Another debatable point from Tim and Merryn was their suggestion that Teach First had played a positive role in encouraging teacher recruitment. One Head of Department  questioned that conclusion, and I think rightly so, pointing out how this poor apprenticeship relied on the input of overworked teaching colleagues. As recent publicity has also demonstrated, praise for Teach First has, unfortunately, also been accompanied by the demoralising attempts to trash the long-standing teachers that London's schools rely upon for stability and experience. Anyone interested in genuine school improvement has to strongly oppose the cheap-rate 'use-up and spit-out' model of teacher recruitment so favoured by the international 'Global Education Reform Movement'.

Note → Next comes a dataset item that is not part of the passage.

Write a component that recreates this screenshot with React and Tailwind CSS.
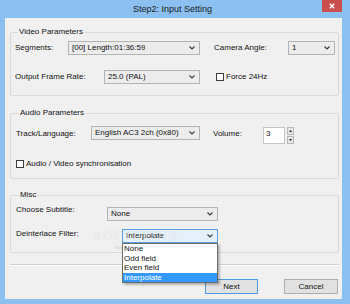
import React from 'react'

const font = "font-['Liberation_Sans',Arial,sans-serif]"

function Chevron() {
  return (
    <svg width="6" height="4" viewBox="0 0 6 4" className="shrink-0">
      <path d="M0.5 0.5 L3 3 L5.5 0.5" fill="none" stroke="#3a3a3a" strokeWidth="1.1" />
    </svg>
  )
}

function Combo({ value, width, focused }) {
  return (
    <div
      className={`flex items-center justify-between h-[14px] pl-[3px] pr-[4px] border text-[8px] leading-none shrink-0 ${
        focused ? 'border-[#5a9fe0] bg-[#e6f0fa]' : 'border-[#b4b4b4] bg-[#ececec]'
      } ${width}`}
    >
      <span className="truncate">{value}</span>
      <Chevron />
    </div>
  )
}

function Check({ label }) {
  return (
    <div className="flex items-center h-[10px]">
      <div className="w-[8px] h-[8px] border border-[#3c3c3c] bg-white shrink-0" />
      <span className="ml-[2px] text-[8px] leading-[10px]">{label}</span>
    </div>
  )
}

function Group({ title, className, children }) {
  return (
    <fieldset className={`border border-[#d9d9d9] rounded-[2px] ${className}`}>
      <legend className="ml-[3px] px-[1px] text-[8px] leading-[10px]">{title}</legend>
      {children}
    </fieldset>
  )
}

export default function App() {
  const options = ['None', 'Odd field', 'Even field', 'Interpolate']

  return (
    <div className={`w-[350px] h-[304px] bg-[#8bc0f1] flex flex-col pl-[5px] pr-[8px] pb-[5px] text-[#111] ${font}`}>
      {/* Title bar */}
      <div className="grid grid-cols-[1fr_auto_1fr] h-[18px] -mr-[3px] -ml-[5px]">
        <div />
        <div className="text-[9px] leading-[19px] text-[#1a1a1a]">Step2: Input Setting</div>
        <div className="flex justify-end pr-[3px]">
          <div className="w-[20px] h-[12px] bg-[#c9504d] flex items-center justify-center">
            <svg width="6" height="6" viewBox="0 0 6 6">
              <path d="M0.8 0.8 L5.2 5.2 M5.2 0.8 L0.8 5.2" stroke="#fff" strokeWidth="1.4" />
            </svg>
          </div>
        </div>
      </div>

      {/* Dialog body */}
      <div className="relative flex-1 bg-[#f0f0f0] pt-[9px] pl-[5px] pr-[3px] flex flex-col">
        <Group title="Video Parameters" className="pl-[4px] pb-[11px]">
          <div className="flex items-center h-[14px] mt-[4px]">
            <span className="w-[53px] text-[8px]">Segments:</span>
            <Combo value="[00] Length:01:36:59" width="w-[132px]" />
            <span className="ml-[14px] w-[74px] text-[8px]">Camera Angle:</span>
            <Combo value="1" width="w-[47px]" />
          </div>
          <div className="flex items-center h-[14px] mt-[15px]">
            <span className="w-[89px] text-[8px]">Output Frame Rate:</span>
            <Combo value="25.0  (PAL)" width="w-[96px]" />
            <div className="ml-[16px]">
              <Check label="Force 24Hz" />
            </div>
          </div>
        </Group>

        <Group title="Audio Parameters" className="mt-[12px] pl-[5px] pb-[9px]">
          <div className="flex items-start mt-[8px]">
            <span className="w-[75px] mt-[3px] text-[8px] leading-[10px]">Track/Language:</span>
            <Combo value="English AC3 2ch (0x80)" width="w-[109px]" />
            <span className="ml-[13px] w-[50px] mt-[3px] text-[8px] leading-[10px]">Volume:</span>
            <div className="mt-[1px] w-[22px] h-[17px] bg-white border border-[#c4c4c4] text-[8px] leading-[10px] pl-[2px] pt-[1px]">3</div>
            <div className="ml-[2px] mt-[1px] flex flex-col gap-[1px]">
              <div className="w-[7px] h-[8px] bg-[#e6e6e6] border border-[#b8b8b8] flex items-center justify-center">
                <svg width="3" height="2" viewBox="0 0 3 2"><path d="M0 2 L1.5 0 L3 2 Z" fill="#222" /></svg>
              </div>
              <div className="w-[7px] h-[8px] bg-[#e6e6e6] border border-[#b8b8b8] flex items-center justify-center">
                <svg width="3" height="2" viewBox="0 0 3 2"><path d="M0 0 L1.5 2 L3 0 Z" fill="#222" /></svg>
              </div>
            </div>
          </div>
          <div className="mt-[15px]">
            <Check label="Audio / Video synchronisation" />
          </div>
        </Group>

        <Group title="Misc" className="mt-[11px] pl-[5px] pb-[9px]">
          <div className="flex items-start mt-[5px]">
            <span className="w-[91px] text-[8px] leading-[10px]">Choose Subtitle:</span>
            <div className="mt-[2px]">
              <Combo value="None" width="w-[111px]" />
            </div>
          </div>
          <div className="flex items-start mt-[8px]">
            <span className="w-[106px] text-[8px] leading-[10px]">Deinterlace Filter:</span>
            <div className="relative">
              <Combo value="Interpolate" width="w-[96px]" focused />
              {/* open dropdown list */}
              <div className="absolute left-0 top-full z-10 w-[96px] bg-white border border-[#6b6b6b] shadow-[2px_2px_2px_rgba(0,0,0,0.25)] flex flex-col">
                {options.map((o) => (
                  <div
                    key={o}
                    className={`h-[9.5px] pl-[1px] text-[8px] leading-[10px] ${
                      o === 'Interpolate' ? 'bg-[#3399ff] text-white' : ''
                    }`}
                  >
                    {o}
                  </div>
                ))}
              </div>
            </div>
          </div>
        </Group>

        <div className="mt-[11px] border-t border-[#cfcfcf] border-b border-b-white" />

        <div className="flex justify-end gap-[26px] mt-[13px] mr-[1px]">
          <button className="w-[53px] h-[15px] bg-[#e1e1e1] border border-[#4f9be0] text-[8px] leading-none text-[#111]">Next</button>
          <button className="w-[54px] h-[15px] bg-[#e1e1e1] border border-[#adadad] text-[8px] leading-none text-[#111]">Cancel</button>
        </div>

        {/* watermark */}
        <div className="pointer-events-none absolute left-[88px] top-[209px] z-20 text-[12px] tracking-[2px] font-bold text-white/40 [text-shadow:0_0_1px_rgba(0,0,0,0.08)]">SOFTPEDIA</div>
        <div className="pointer-events-none absolute left-[110px] top-[226px] text-[5px] text-[#cfcfcf]">www.softpedia.com</div>
      </div>
    </div>
  )
}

In the afternoon session Professor Peter Mortimore compared English education systems with other international examples, particularly those in the Nordic countries where he believes smaller class sizes have benefited education (as they also have in the private schools so beloved by our Secretary of State!). 

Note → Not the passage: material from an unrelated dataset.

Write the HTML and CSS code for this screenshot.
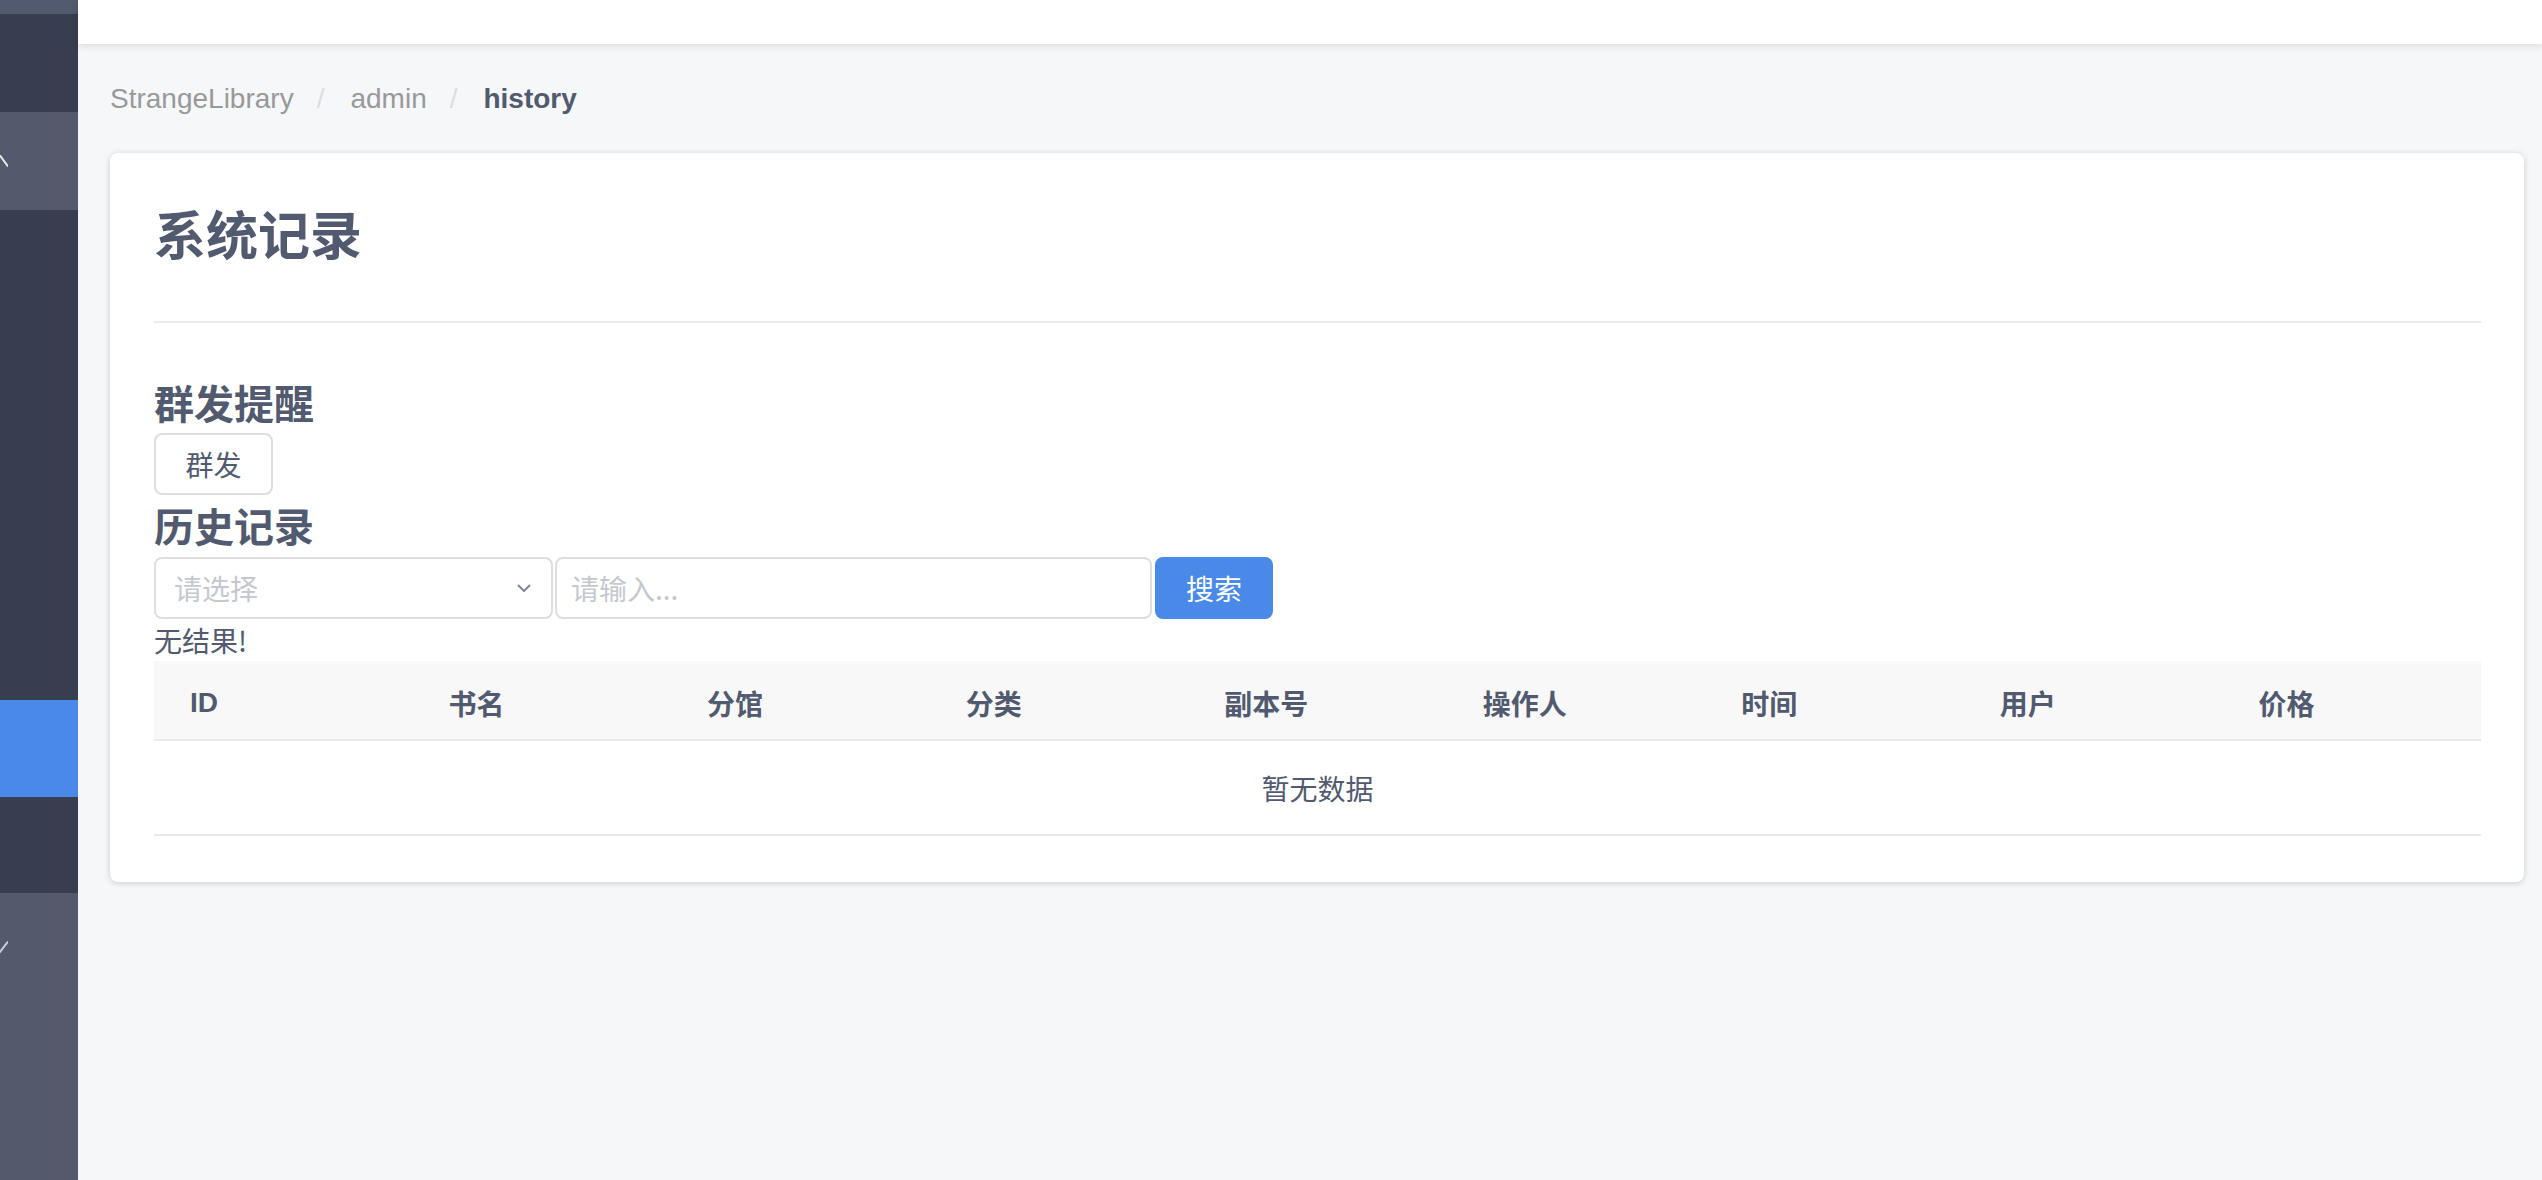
FILE: index.html
```html
<!DOCTYPE html>
<html lang="zh-CN">
<head>
<meta charset="utf-8">
<title>history</title>
<link rel="stylesheet" href="styles.css">
</head>
<body>
<div class="layout">
  <aside class="sidebar">
    <div class="sb-strip"></div>
    <div class="sb-dark sb-h98"></div>
    <div class="sb-light sb-h98 sb-open">
      <svg class="sb-chev" width="16" height="12" viewBox="0 0 16 12"><path d="M0 11.5 L8 0.5 L16 11.5" fill="none" stroke="#e6e8ec" stroke-width="2"/></svg>
    </div>
    <div class="sb-dark sb-h490"></div>
    <div class="sb-blue"></div>
    <div class="sb-dark sb-h96"></div>
    <div class="sb-light sb-rest">
      <svg class="sb-chev" width="16" height="12" viewBox="0 0 16 12"><path d="M0 0.5 L8 11 L16 0.5" fill="none" stroke="#c9ccd3" stroke-width="2"/></svg>
    </div>
  </aside>
  <main class="main">
    <header class="topbar"></header>
    <div class="content">
      <nav class="breadcrumb">
        <span class="crumb">StrangeLibrary</span><span class="sep">/</span><span class="crumb">admin</span><span class="sep">/</span><span class="crumb current">history</span>
      </nav>
      <section class="card">
        <h1 class="title">系统记录</h1>
        <div class="divider"></div>
        <h2 class="subtitle first">群发提醒</h2>
        <button class="btn">群发</button>
        <h2 class="subtitle">历史记录</h2>
        <div class="search-row">
          <div class="select">
            <span class="placeholder">请选择</span>
            <svg class="select-arrow" width="14" height="8" viewBox="0 0 14 8"><path d="M1 1 L7 7 L13 1" fill="none" stroke="#808695" stroke-width="2"/></svg>
          </div>
          <div class="input"><span class="placeholder">请输入...</span></div>
          <button class="btn-primary">搜索</button>
        </div>
        <p class="noresult">无结果!</p>
        <table class="table">
          <thead>
            <tr><th>ID</th><th>书名</th><th>分馆</th><th>分类</th><th>副本号</th><th>操作人</th><th>时间</th><th>用户</th><th>价格</th></tr>
          </thead>
          <tbody>
            <tr><td colspan="9" class="empty">暂无数据</td></tr>
          </tbody>
        </table>
      </section>
    </div>
  </main>
</div>
</body>
</html>
```
FILE: styles.css
```css
* { box-sizing: border-box; }
html, body {
  margin: 0;
  padding: 0;
  height: 100%;
}
body {
  font-family: "Liberation Sans", "Noto Sans CJK SC", sans-serif;
  background: #f5f7f9;
  color: #515a6e;
  overflow: hidden;
}
.layout {
  display: flex;
  height: 1180px;
}
.sidebar {
  width: 78px;
  flex: 0 0 78px;
  display: flex;
  flex-direction: column;
  background: #363e4f;
  overflow: hidden;
}
.sb-strip { height: 14px; background: #515a6e; }
.sb-dark { background: #373e4f; }
.sb-light { background: #525a6c; }
.sb-h98 { height: 98px; }
.sb-h490 { height: 490px; }
.sb-h96 { height: 96px; }
.sb-blue { height: 97px; background: #4a89e8; }
.sb-rest { flex: 1; padding-top: 48px; }
.sb-open { padding-top: 43px; }
.sb-chev { display: block; margin-left: -8px; }

.main {
  flex: 1;
  display: flex;
  flex-direction: column;
  min-width: 0;
}
.topbar {
  height: 44px;
  background: #fff;
  box-shadow: 0 2px 8px rgba(0, 0, 0, 0.12);
  position: relative;
  z-index: 1;
}
.content {
  padding: 34px 18px 0 32px;
}
.breadcrumb {
  font-size: 28px;
  line-height: 42px;
  height: 42px;
  color: #999;
  margin-bottom: 33px;
}
.crumb.current {
  color: #515a6e;
  font-weight: bold;
}
.sep {
  color: #dcdee2;
  margin: 0 26px 0 23px;
}
.card {
  background: #fff;
  border-radius: 8px;
  box-shadow: 0 1px 6px rgba(0, 0, 0, 0.18);
  padding: 49px 43px 46px 44px;
}
.title {
  margin: 0;
  font-family: "Noto Sans CJK SC", sans-serif;
  font-size: 52px;
  line-height: 61px;
  font-weight: bold;
  color: #515a6e;
}
.divider {
  height: 2px;
  background: #e8eaec;
  margin: 58px 0 55px;
}
.subtitle {
  margin: 6px 0 0;
  font-family: "Noto Sans CJK SC", sans-serif;
  font-size: 40px;
  line-height: 48px;
  font-weight: bold;
  color: #515a6e;
}
.subtitle.first { margin-top: 0; }
.btn {
  display: block;
  margin-top: 7px;
  width: 119px;
  height: 62px;
  border: 2px solid #dcdee2;
  border-radius: 8px;
  background: #fff;
  color: #515a6e;
  font-family: "Noto Sans CJK SC", sans-serif;
  font-size: 28px;
  padding: 0;
}
.search-row {
  display: flex;
  margin-top: 8px;
  height: 62px;
}
.select {
  width: 399px;
  height: 62px;
  border: 2px solid #dcdee2;
  border-radius: 8px;
  display: flex;
  align-items: center;
  justify-content: space-between;
  padding: 0 20px 0 18px;
}
.select-arrow { display: block; }
.input {
  width: 597px;
  height: 62px;
  margin-left: 2px;
  border: 2px solid #dcdee2;
  border-radius: 8px;
  display: flex;
  align-items: center;
  padding: 0 14px;
}
.placeholder {
  color: #c5c8ce;
  font-family: "Noto Sans CJK SC", sans-serif;
  font-size: 28px;
}
.btn-primary {
  width: 118px;
  height: 62px;
  margin-left: 3px;
  border: none;
  border-radius: 8px;
  background: #4a89e8;
  color: #fff;
  font-family: "Noto Sans CJK SC", sans-serif;
  font-size: 28px;
  padding: 0;
}
.noresult {
  margin: 0;
  font-family: "Noto Sans CJK SC", sans-serif;
  font-size: 28px;
  line-height: 42px;
  color: #515a6e;
}
.table {
  width: 100%;
  border-collapse: collapse;
  table-layout: fixed;
}
.table th {
  height: 79px;
  background: #f8f8f9;
  border-bottom: 2px solid #e8eaec;
  text-align: left;
  padding: 5px 36px 0;
  font-size: 28px;
  font-weight: bold;
  color: #515a6e;
}
.table td.empty {
  height: 95px;
  border-bottom: 2px solid #e8eaec;
  text-align: center;
  font-size: 28px;
  color: #515a6e;
  font-family: "Noto Sans CJK SC", sans-serif;
}
```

Peter praised the quality of the teaching in many English schools, but explained how that was being undermined by Gove's neo-liberal, market-led reforms. In contrast, he called for the end of selection and the abolition of league tables - a demand that I have highlighted in my election materials as well.

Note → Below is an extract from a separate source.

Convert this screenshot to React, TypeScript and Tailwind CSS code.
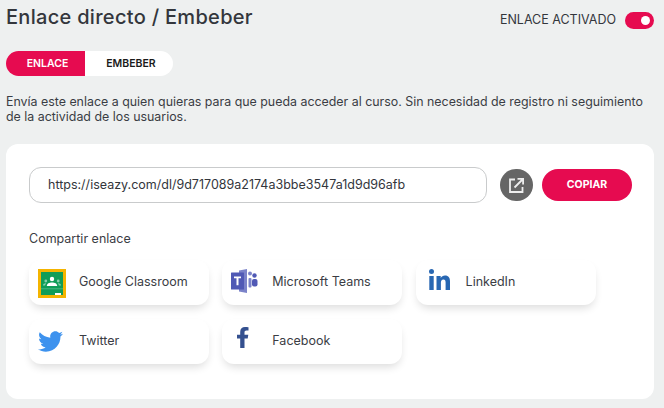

I also attended an excellent workshop on the 'Year of the Curriculum' - linked to a NUT-sponsored development programme (see Dave Peck from the Curriculum Foundation pointed out how, as schools prepared for the implementation of the new National Curriculum in September, very few teachers had ever been given curriculum development training. Yet, in this short session, classroom teachers were given an opportunity to discuss what they would want to see in a school curriculum. These words will give you an idea of what the teachers - and parents - around my table were looking for: Global, Creative, Relevant, Enjoyable, Self-Esteem.

Of course, while these discussions allowed teachers to discuss what is needed and wanted, Gove's imposed assessment schemes will undermine any attempt to introduce a genuinely-rounded curriculum to meet the needs of every child. For example, Lewisham NUT members in one of our secondary schools have reported that mangement is now consulting over extending its school day in order to provide additional curriculum time. This isn't driven by a genuine discussion of what best meets pupils' needs, just by the school's need to meet the new 'Progress 8' accountability measures which will now be used to judge schools.

These external pressures put pupils under pressure, as well as staff. One of the goals highlighted in the presentation for a curriculum to meet was to encourage students to be 'willing to have a go'. Instead, our imposed testing regime has created a deep 'fear of failure' in too many of our youngsters.

Teachers feel strongly about these curriculum issues. Indeed, one Lewisham primary school teacher rang me just last week straight after a staff meeting to discuss their new curriculum initiatives. However, what had provoked him to call was that, far from involving staff, the meeting had just filled teachers with fear of even more workload, even more pressure.

That's why, in order to achieve our educational goals, we can't divorce curriculum demands from trade union demands for improved pay and conditions for school staff. The best school improvement initiatives will fail if teachers are too exhausted and burnt-out to implement them. That's why, alongside the demand for abolition of league tables and my stated opposition to education being determined by politicians' prejudices instead of children's needs, I believe we have to highlight the need to put an end to the relentless workload that is weighing down on teachers. 

So, to defend teachers and education, I am not only camapaigning for a defence of existing workload protections, but for the right of teachers to have a mimimum 20% of their teaching time set aside for planning, preparation and assessment - and for that right to apply in all school sectors.